Vision-Language-Action (VLA) models represent a revolutionary approach to robotic intelligence, combining visual perception, natural language understanding, and action generation in a unified framework. Unlike traditional robotics systems that treat these components as separate modules, VLA models learn to map visual and linguistic inputs directly to robot actions, enabling more intuitive and flexible human-robot interaction.

VLA models are particularly powerful for humanoid robots, as they enable these systems to understand and execute complex, natural language commands in dynamic environments.
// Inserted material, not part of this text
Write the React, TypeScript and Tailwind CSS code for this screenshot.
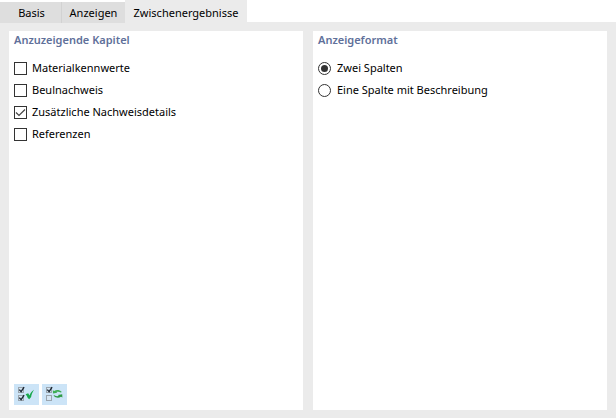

This integration allows robots to perform tasks like "pick up the red cup from the table and place it in the kitchen" by processing the visual scene, understanding the language command, and generating appropriate motor actions simultaneously.

What are VLA Models?

VLA models are multimodal neural networks that jointly process:

Vision: Raw pixel data from cameras, depth sensors, and other visual inputs
Language: Natural language commands, descriptions, or queries
Action: Robot motor commands, trajectories, or control signals

The key innovation of VLA models is their end-to-end training approach, where the system learns to map visual-language inputs to actions without explicit intermediate representations. This differs from traditional robotics pipelines where perception, language understanding, and action planning are separate components.

Core Architecture

VLA models typically follow a transformer-based architecture with:

[Visual Encoder]    [Language Encoder]    [Action Decoder]
       ↓                    ↓                    ↓
[Visual Features] + [Language Features] → [Action Predictions]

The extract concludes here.